Le juge tchèque Jiri Malenovsky avait lui aussi créé la surprise lorsqu’il avait décidé de s’aligner sur le régime général des juges de son pays lesquels doivent prendre leur retraite à 70 ans. Selon la presse tchèque, son remplaçant est arrivé sans heurts ni discussions. Il s’agit de Jan Passer, un des deux juges tchèques au tribunal européen. Il a pris ses nouvelles fonctions à la Cour le 6 octobre dernier tout comme la Lettone, Ineta Ziemele, ancienne présidente de la Cour constitutionnelle de son pays. Elle remplace son compatriote Egils Levits qui a quitté la cour précipitamment en juin 2019 après avoir été nommé président de la République. Les lettons doivent encore trouver un magistrat européen au Tribunal puisqu’ils y ont là, comme tous les États membres, deux juges depuis 2016 et qu’Ingrida Labucka, installée depuis 2004, a quitté son poste « en douce », un beau jour de février de cette année.
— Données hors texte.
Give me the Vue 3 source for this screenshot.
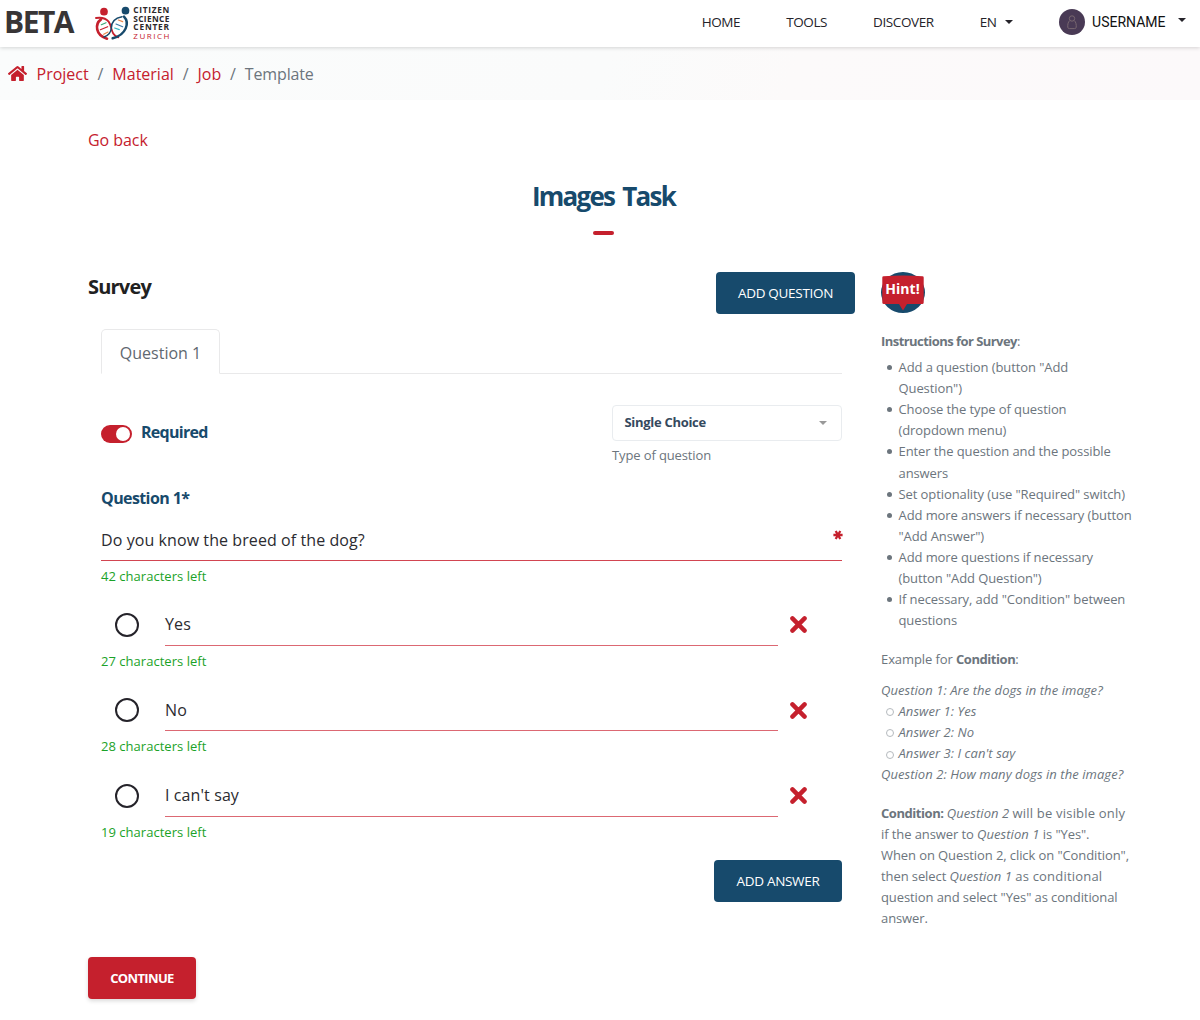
<script setup>
import { ref } from 'vue'

const navLinks = ['Home', 'Tools', 'Discover']
const crumbs = ['Project', 'Material', 'Job']

const question = ref({ text: 'Do you know the breed of the dog?', left: 42 })
const answers = ref([
  { text: 'Yes', left: 27 },
  { text: 'No', left: 28 },
  { text: "I can't say", left: 19 },
])
</script>

<template>
  <div class="page">
    <header class="topbar">
      <span class="beta">BETA</span>
      <svg class="logo" viewBox="285 18 228 105" role="img" aria-label="Citizen Science Center Zurich">
        <g fill="none" stroke-linecap="round">
          <path d="M304 74 318 68" stroke="#3aa776" stroke-width="3.5" />
          <path d="M301 89 323 80" stroke="#c5202d" stroke-width="3.5" />
          <path d="M311 103 324 96" stroke="#e9854a" stroke-width="3.5" />
          <path d="M355 60 368 65" stroke="#e9854a" stroke-width="3.5" />
          <path d="M348 72 368 80" stroke="#3a78a8" stroke-width="3.5" />
          <path d="M344 84 358 89" stroke="#35b6c4" stroke-width="3.5" />
          <path d="M288 54Q314 50 326 65C337 80 331 104 355 112" stroke="#c5202d" stroke-width="5.500" />
          <path d="M303 58C284 72 286 106 321 116" stroke="#c5202d" stroke-width="8" />
          <path d="M366 50C344 54 334 68 334 84C333 96 327 106 312 111" stroke="#174a6c" stroke-width="4.500" />
          <path d="M372 50C389 68 380 104 338 115" stroke="#174a6c" stroke-width="7.500" />
        </g>
        <circle cx="312" cy="35" r="11.500" fill="#c5202d" />
        <circle cx="376.500" cy="32" r="11.500" fill="#174a6c" />
        <g class="logo-text">
          <text x="400" y="39" textLength="108">CITIZEN</text>
          <text x="400" y="65" textLength="108">SCIENCE</text>
          <text x="400" y="91" textLength="107">CENTER</text>
          <text x="400" y="118" textLength="108" class="city">ZURICH</text>
        </g>
      </svg>
      <nav class="nav">
        <a v-for="n in navLinks" :key="n">{{ n }}</a>
        <a class="lang">EN <i class="caret"></i></a>
      </nav>
      <div class="user">
        <svg class="avatar" viewBox="0 0 26 26">
          <circle cx="13" cy="13" r="13" fill="#493a55" />
          <g fill="none" stroke="#7d6c73" stroke-width="0.9">
            <circle cx="13" cy="9.500" r="2.700" />
            <path d="M10.800 11.500C8.900 13 8.600 16 8.800 18.300Q9 19.600 10.500 19.600H15.500Q17 19.600 17.200 18.300C17.400 16 17.100 13 15.200 11.500" />
          </g>
        </svg>
        <span>USERNAME</span>
        <i class="caret"></i>
      </div>
    </header>

    <div class="crumbs">
      <svg class="home" viewBox="0 0 576 512" fill="#c5202d">
        <path d="M280.370 148.260L96 300.110V464a16 16 0 0 0 16 16l112.060-.290a16 16 0 0 0 15.920-16V368a16 16 0 0 1 16-16h64a16 16 0 0 1 16 16v95.640a16 16 0 0 0 16 16.050L464 480a16 16 0 0 0 16-16V300L295.670 148.260a12.190 12.190 0 0 0-15.300 0zM571.600 251.470L488 182.560V44.050a12 12 0 0 0-12-12h-56a12 12 0 0 0-12 12v72.610L318.470 43a48 48 0 0 0-61 0L4.340 251.470a12 12 0 0 0-1.600 16.900l25.500 31A12 12 0 0 0 45.150 301l235.220-193.740a12.190 12.190 0 0 1 15.300 0L530.900 301a12 12 0 0 0 16.900-1.600l25.500-31a12 12 0 0 0-1.700-16.930z" />
      </svg>
      <template v-for="c in crumbs" :key="c"><a>{{ c }}</a><span class="sep">/</span></template>
      <span class="current">Template</span>
    </div>

    <main class="main">
      <a class="back">Go back</a>
      <h1>Images Task</h1>
      <div class="columns">
        <section class="survey">
          <div class="survey-head">
            <h2>Survey</h2>
            <button class="btn navy add-question">ADD QUESTION</button>
          </div>
          <div class="panel">
            <div class="tabs"><span class="tab">Question 1</span></div>
            <div class="options">
              <div class="required"><span class="switch"></span>Required</div>
              <div class="type">
                <div class="select">Single Choice<i class="arrow"></i></div>
                <div class="type-hint">Type of question</div>
              </div>
            </div>
            <div class="q-label">Question 1*</div>
            <div class="field q-field">{{ question.text }}
              <svg class="star" viewBox="0 0 10 10"><path d="M.4 5H9.600M2.700 1 7.300 9M7.300 1 2.700 9" stroke="#c5202d" stroke-width="2.300" /></svg>
            </div>
            <div class="left">{{ question.left }} characters left</div>
            <div v-for="a in answers" :key="a.text" class="answer">
              <div class="answer-row">
                <span class="radio"></span>
                <div class="field">{{ a.text }}</div>
                <svg class="remove" viewBox="0 0 16 16"><path d="M2.300 2.300 13.700 13.700M13.700 2.300 2.300 13.700" stroke="#c5202d" stroke-width="4.200" stroke-linecap="round" /></svg>
              </div>
              <div class="left">{{ a.left }} characters left</div>
            </div>
            <div class="add-row"><button class="btn navy add-answer">ADD ANSWER</button></div>
          </div>
          <button class="btn red">CONTINUE</button>
        </section>

        <aside class="help">
          <svg class="hint" viewBox="0 0 44 41">
            <ellipse cx="22" cy="20.500" rx="22" ry="20.500" fill="#174a6c" />
            <path d="M1.300 5.500Q1.300 4.300 2.500 4.300Q22 2.500 41.500 4.300Q42.700 4.300 42.700 5.500V30.500Q42.700 32 41.200 32H26L22 38.500 18 32H3Q1.300 32 1.300 30.500Z" fill="#c5202d" />
            <text x="4.200" y="21.500" textLength="34.500">Hint!</text>
          </svg>
          <p class="lead"><b>Instructions for Survey</b>:</p>
          <ul>
            <li>Add a question (button "Add<br>Question")</li>
            <li>Choose the type of question<br>(dropdown menu)</li>
            <li>Enter the question and the possible<br>answers</li>
            <li>Set optionality (use "Required" switch)</li>
            <li>Add more answers if necessary (button<br>"Add Answer")</li>
            <li>Add more questions if necessary<br>(button "Add Question")</li>
            <li>If necessary, add "Condition" between<br>questions</li>
          </ul>
          <p class="example">Example for <b>Condition</b>:</p>
          <div class="sample">
            <em>Question 1: Are the dogs in the image?</em>
            <ul class="hollow">
              <li><em>Answer 1: Yes</em></li>
              <li><em>Answer 2: No</em></li>
              <li><em>Answer 3: I can't say</em></li>
            </ul>
            <em>Question 2: How many dogs in the image?</em>
          </div>
          <p class="condition">
            <b>Condition:</b> <em>Question 2</em> <span class="loose">will be visible only</span><br>
            if the answer to <em>Question 1</em> is "Yes".<br>
            When on Question 2, click on "Condition",<br>
            then select <em>Question 1</em> <span class="loose">as conditional</span><br>
            question and select "Yes" as conditional<br>
            answer.
          </p>
        </aside>
      </div>
    </main>
  </div>
</template>

<style>
body { background: #fff; }
</style>

<style scoped>
* { box-sizing: border-box; }
.page {
  height: 1020px;
  overflow: hidden;
  font-family: "Open Sans", "Noto Sans", sans-serif;
  font-size: 16px;
  line-height: 22px;
  color: #212529;
  white-space: nowrap;
}
h1, h2, p, ul { margin: 0; padding: 0; }
button { border: 0; font-family: inherit; }

.topbar {
  position: relative;
  display: flex;
  align-items: flex-start;
  height: 47px;
  background: #fff;
  box-shadow: 0 1px 4px rgba(0, 0, 0, 0.16);
}
.beta {
  width: 90px;
  padding-left: 4px;
  font-size: 30px;
  font-weight: 700;
  line-height: 44px;
  letter-spacing: -1.500px;
  color: #383536;
}
.logo { width: 76px; height: 35px; margin: 6px 0 0 5px; overflow: visible; }
.logo-text text { font-size: 25px; font-weight: 700; fill: #2c292b; }
.logo-text .city { font-size: 24px; font-weight: 400; fill: #c5202d; }
.nav {
  display: flex;
  gap: 46px;
  margin-left: auto;
  padding-right: 46.500px;
  font-size: 13.500px;
  line-height: 44px;
  letter-spacing: -0.400px;
  text-transform: uppercase;
  color: #25232a;
}
.lang { display: flex; align-items: center; gap: 8px; }
.caret {
  border: 4px solid transparent;
  border-top-color: #25232a;
  border-bottom: 0;
}
.lang .caret { margin-top: -1px; }
.user {
  display: flex;
  align-items: center;
  height: 43px;
  padding-right: 14.500px;
  font-family: Roboto, sans-serif;
  font-size: 14px;
  color: #111;
}
.user .caret { margin: -3px 0 0 12px; }
.avatar { width: 26px; height: 26px; margin-right: 7px; }

.crumbs {
  display: flex;
  align-items: center;
  height: 53px;
  padding-left: 8px;
  background: linear-gradient(110deg, #fafcfc 0%, #fafbfb 50%, #fcfafa 66%, #fcf9fa 100%);
  color: #6c757d;
}
.crumbs a, .back { color: #c5202d; }
.home { width: 19px; height: 17px; margin-right: 9.500px; }
.sep { margin: 0 8.900px; }
.current { letter-spacing: -0.150px; }

.main { padding: 29px 0 0 88px; }
.back { display: block; letter-spacing: -0.050px; }
h1 {
  display: flex;
  flex-direction: column;
  align-items: center;
  width: 1031px;
  margin-top: 29px;
  font-size: 26px;
  font-weight: 700;
  line-height: 33px;
  letter-spacing: -1.750px;
  word-spacing: 3px;
  color: #174a6c;
}
h1::after {
  content: "";
  width: 21px;
  height: 3.500px;
  margin-top: 18px;
  border-radius: 2px;
  background: #c5202d;
}
.columns { display: flex; gap: 26px; margin-top: 37.500px; }
.survey { width: 767px; }
.survey-head { display: flex; justify-content: space-between; height: 57px; }
h2 { margin-top: 4px; font-size: 20px; font-weight: 700; letter-spacing: -0.800px; color: #212121; }
.btn {
  height: 42px;
  padding: 0;
  border-radius: 4px;
  font-size: 13.500px;
  line-height: 42px;
  letter-spacing: -0.300px;
  color: #fff;
}
.navy { background: #174a6c; }
.add-question { width: 139px; }
.add-answer { width: 128px; }
.red {
  display: block;
  width: 108px;
  margin-top: 55px;
  background: #c5202d;
  font-size: 13px;
  font-weight: 700;
  letter-spacing: -0.650px;
  box-shadow: 0 2px 4px rgba(0, 0, 0, 0.15);
}
.panel { width: 741px; margin-left: 13px; }
.tabs { height: 45px; border-bottom: 1px solid #e9e9ea; }
.tab {
  display: block;
  width: 119px;
  height: 45px;
  border: 1px solid #e9e9ea;
  border-bottom-color: #fff;
  border-radius: 5px 5px 0 0;
  line-height: 46px;
  text-align: center;
  color: #5f6870;
}
.options { display: flex; justify-content: space-between; height: 113px; padding-top: 31px; }
.required {
  display: flex;
  gap: 9px;
  height: 22px;
  margin-top: 16px;
  font-weight: 700;
  letter-spacing: -0.720px;
  color: #174a6c;
}
.switch {
  display: flex;
  justify-content: flex-end;
  width: 31px;
  height: 18px;
  margin-top: 4px;
  padding: 2px;
  border-radius: 9px;
  background: #c5202d;
}
.switch::after { content: ""; width: 14px; height: 14px; border-radius: 50%; background: #fff; }
.type { width: 230px; }
.select {
  display: flex;
  align-items: center;
  justify-content: space-between;
  height: 36px;
  padding: 0 14px 2px 11.500px;
  border: 1px solid #e9ecef;
  border-radius: 4px;
  font-size: 13px;
  font-weight: 700;
  letter-spacing: -0.300px;
  color: #35495e;
}
.arrow { margin-top: 2px; border: 4px solid transparent; border-top-color: #999; border-bottom: 0; }
.type-hint { margin-top: 3px; font-size: 13px; letter-spacing: -0.120px; color: #6c757d; }
.q-label { font-weight: 700; letter-spacing: -0.600px; color: #174a6c; }
.field {
  display: flex;
  justify-content: space-between;
  height: 42px;
  border-bottom: 1px solid #dc6873;
  line-height: 42px;
  color: #2b2b30;
}
.q-field { height: 52px; padding-top: 10px; letter-spacing: 0.080px; border-color: #d24551; }
.star { width: 10px; height: 10px; margin: 10.500px -1px 0 0; }
.left { margin-top: 4px; font-size: 13px; letter-spacing: 0.030px; color: #1ba228; }
.answer { padding-top: 17.200px; height: 85.500px; }
.answer-row { display: flex; height: 41.500px; }
.answer-row .field { width: 613px; height: 41.500px; line-height: 41.500px; letter-spacing: 0.100px; }
.radio {
  width: 24px;
  height: 24px;
  margin: 8.500px 26px 0 14px;
  border: 2px solid #25232a;
  border-radius: 50%;
}
.remove { width: 17px; height: 17px; margin: 12px 0 0 12px; }
.add-row { display: flex; justify-content: flex-end; margin-top: 16.500px; }

.help { width: 260px; font-size: 13px; line-height: 21.120px; letter-spacing: -0.090px; color: #6c757d; }
.help b { font-weight: 700; letter-spacing: -0.550px; }
.help .condition b, .help .example b { letter-spacing: -0.450px; }
.help em { letter-spacing: 0.060px; }
.help .loose { letter-spacing: 0.200px; }
.hint { display: block; width: 44px; height: 41px; }
.hint text { font-size: 14px; font-weight: 700; fill: #fff; }
.lead { margin: 18px 0 4.800px; }
.help ul { list-style: none; }
.help li { position: relative; padding-left: 17.500px; }
.help li::before {
  content: "";
  position: absolute;
  top: 8px;
  left: 5.500px;
  width: 5px;
  height: 5px;
  border-radius: 50%;
  background: #6c757d;
}
.help .hollow li::before { top: 7.500px; left: 5px; background: none; border: 1px solid #b5babe; width: 6px; height: 6px; }
.example { margin-top: 17.500px; }
.sample { margin-top: 9.500px; }
.condition { margin-top: 17.500px; }
</style>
Un juge doit statutairement attendre l’arrivée de son remplaçant mais cette règle subit de nombreuses exceptions. De l’avis général, sur le dossier des nominations des juges, la Lettonie pêche par manque de transparence.

Pour en revenir aux Tchèques, ils ont été assez prompts à trouver un candidat en remplacement de Jan Passer. La presse locale semble tenir pour acquis le nom de son successeur, David Petrlík, juriste à l’agence du GSNN européen, l’organe qui gère les systèmes de radionavigation par satellites, dont le programme Galileo. Il a été choisi par un comité de sélection composé des présidents des cours suprêmes, de deux vice- ministres et de membres du barreau et du monde universitaire. La candidature de Robert Pelikan, ancien ministre et fils de, n’a pas été retenue (Land, 2.10.2020). Lors de leur arrivée dans l’UE, les pays de l’Est s’étaient dotés de procédures de sélection sophistiquées lesquelles, dans certains cas, n’évitent pas le petit coup de pouce de dernière minute à un candidat, mais qui font montre d’un désir de transparence que certains vieux pays de l’UE ne partagent pas. À noter qu’en 2024, l’autre moitié des 27 juges et des onze avocats généraux arriveront en fin de mandat ; qu’en 2022, la moitié des 54 juges du Tribunal verront le leur expirer et l’autre moitié, en 2025. Certains resteront mais pas tous, loin s’en faut. Il a déjà été beaucoup écrit sur les inconvénients de ce système qui, pour certains, n’assure pas aux deux juridictions européennes la stabilité qui devrait être la leur.